Elgar's lighter moods. 'In a Vodka Shop's drunken exuberance and elegance is

fun. Graham Parlett orchestrated 'Nocturne' and its powerful depiction of a

Ukrainian night.


The first of the Four Songs, 'Glamor' (1921), is more tone poem than song,

with its slightly tipsy take on Bax's escapist philosophy, attractive

Orientalisms, and a haunting seascape of the Irish port of Galway . 'Slumber

Song' (1910, orch 1920) is lyrical and restful. Both use Bax's poetry.

'Eternity' is noble, sometimes brassy, and visionary (1925, orch 1934). 'A

Lyke-Wake' (1908, orch 1934) begins as a mysterious nocturne, then turns

wistful and searching. Martyn Hill's pleasant tenor blends well with the rich

orchestral accompaniment.


Golden Eagle* (1945) is incidental music for a play by Bax's brother,

Clifford. The early movements are in a quasi-Renaissance style, but by the

third prelude Bax's impressionism and a later touch of Waltonian nobility take

over. Romantic Overture* is a pleasing combination of dance and an afternoon

wandering around dedicatee Frederick Delius's house in France .


The haunting Saga Fragment* begins angrily, like the opening to Bernard

Herrmann's Psycho, then turns alternately sweet, stormy, and wistful (with

enough whole-tone scales to sound like Debussy).
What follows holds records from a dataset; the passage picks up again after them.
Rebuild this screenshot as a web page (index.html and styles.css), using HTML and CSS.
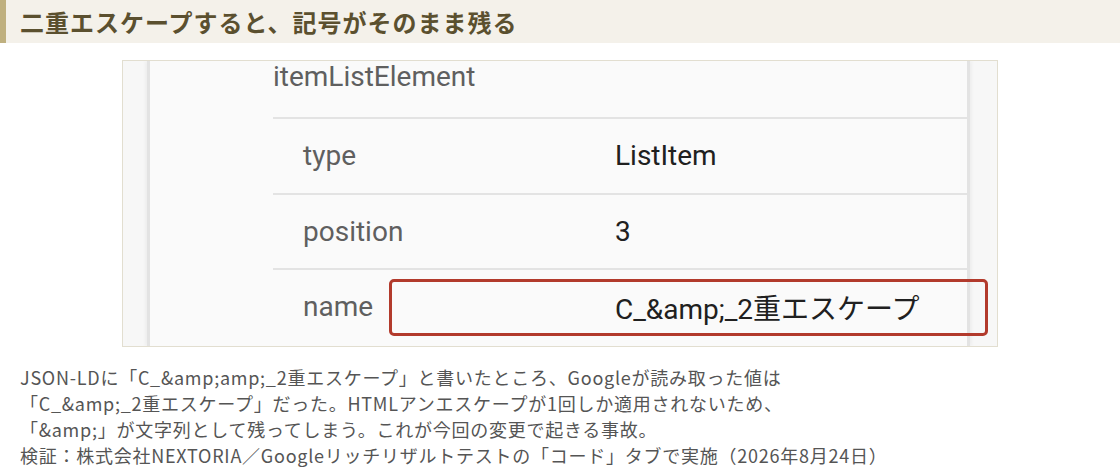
FILE: index.html
```html
<!DOCTYPE html>
<html lang="ja">
<head>
	<meta charset="UTF-8">
	<meta name="viewport" content="width=device-width, initial-scale=1.0">
	<title>二重エスケープすると、記号がそのまま残る</title>
	<link rel="stylesheet" href="styles.css">
</head>
<body>
	<h2 class="section-title">二重エスケープすると、記号がそのまま残る</h2>

	<figure class="figure">
		<div class="shot">
			<div class="panel">
				<div class="group-title">itemListElement</div>
				<div class="row">
					<span class="key">type</span>
					<span class="value">ListItem</span>
				</div>
				<div class="row">
					<span class="key">position</span>
					<span class="value">3</span>
				</div>
				<div class="row">
					<span class="key">name</span>
					<span class="value">C_&amp;amp;_2重エスケープ</span>
				</div>
			</div>
			<!-- highlight around the broken value -->
			<div class="mark"></div>
		</div>
		<figcaption class="caption">
			JSON-LDに「C_&amp;amp;amp;_2重エスケープ」と書いたところ、Googleが読み取った値は<br>
			「C_&amp;amp;_2重エスケープ」だった。HTMLアンエスケープが1回しか適用されないため、<br>
			「&amp;amp;」が文字列として残ってしまう。これが今回の変更で起きる事故。<br>
			検証：株式会社NEXTORIA／Googleリッチリザルトテストの「コード」タブで実施（2026年8月24日）
		</figcaption>
	</figure>
</body>
</html>
```

FILE: styles.css
```css
body {
	margin: 0;
	padding: 0;
	background: #fff;
	font-family: "Noto Sans CJK JP", "Noto Sans", sans-serif;
}

/** Heading bar */
.section-title {
	margin: 0;
	height: 43px;
	display: flex;
	align-items: center;
	padding-left: 14px;
	border-left: 6px solid #bfb07f;
	background: #f4f1ea;
	color: #5b502f;
	font-size: 24px;
	font-weight: 700;
	letter-spacing: 1px;
}

.figure {
	margin: 17px 0 0;
}

/** Screenshot of the test tool */
.shot {
	position: relative;
	box-sizing: border-box;
	width: 876px;
	height: 287px;
	margin: 0 auto;
	display: flex;
	padding-left: 24px;
	border: 1px solid #e2ded0;
	background: #f7f7f7;
	overflow: hidden;
	font-family: Roboto, "Noto Sans CJK JP", sans-serif;
}
.panel {
	width: 823px;
	box-sizing: border-box;
	padding-left: 123px;
	border-left: 3px solid #e3e3e3;
	border-right: 3px solid #e3e3e3;
	background: #fafafa;
	box-shadow: 2px 0 3px rgba(0,0,0,.04), -2px 0 3px rgba(0,0,0,.04);
}
.group-title {
	height: 56px;
	line-height: 32px;
	font-size: 28px;
	color: #5f5f5f;
}
.row {
	height: 73.5px;
	display: grid;
	grid-template-columns: 312px 1fr;
	align-items: center;
	padding-left: 30px;
	border-top: 2px solid #e3e3e3;
	font-size: 28px;
}
.key {
	color: #5f5f5f;
}
.value {
	color: #202020;
}
.mark {
	position: absolute;
	left: 266px;
	top: 218px;
	width: 599px;
	height: 57px;
	box-sizing: border-box;
	border: 3px solid #b23a2c;
	border-radius: 5px;
}

/** Caption */
.caption {
	margin: 17px 0 0;
	padding-left: 20px;
	font-size: 18px;
	line-height: 26px;
	letter-spacing: .75px;
	color: #555;
}
```
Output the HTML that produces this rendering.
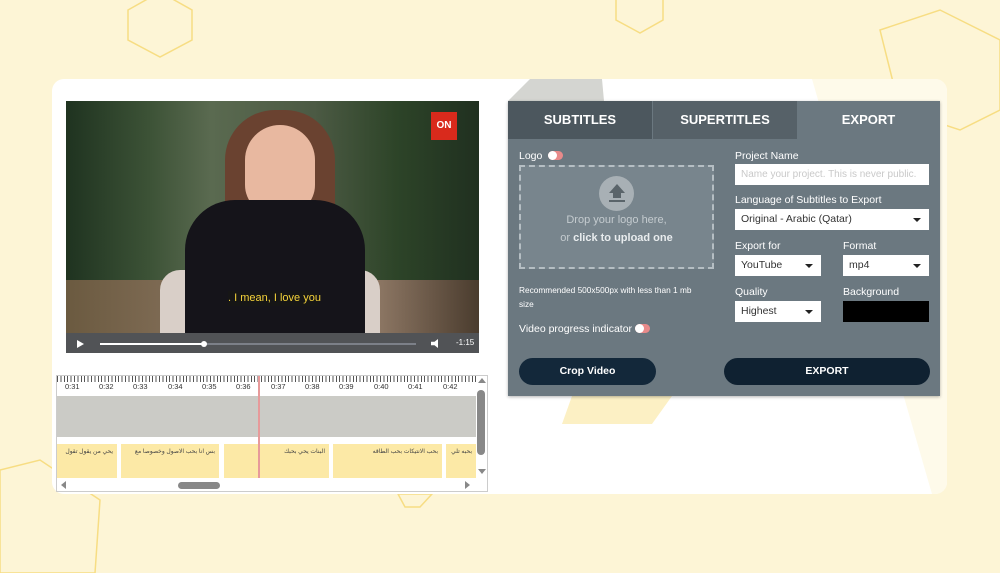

A more flexible conductor

with a lighter touch might make a better case for this orchestration of the

Piano Quartet. As it is, everything pounds too much. The other performances on

this volume match the best standards of the set.


In terms of desirability, I'd rank these in this order: 4, 5, and 2 (see

Tiedman's review, next issue of ARG); 1 and 6, and then 3. They have been remastered

in 24-bit sound, with little perceptible change except maybe a touch more

clarity. Lewis Foreman's fine notes return with only minor editing.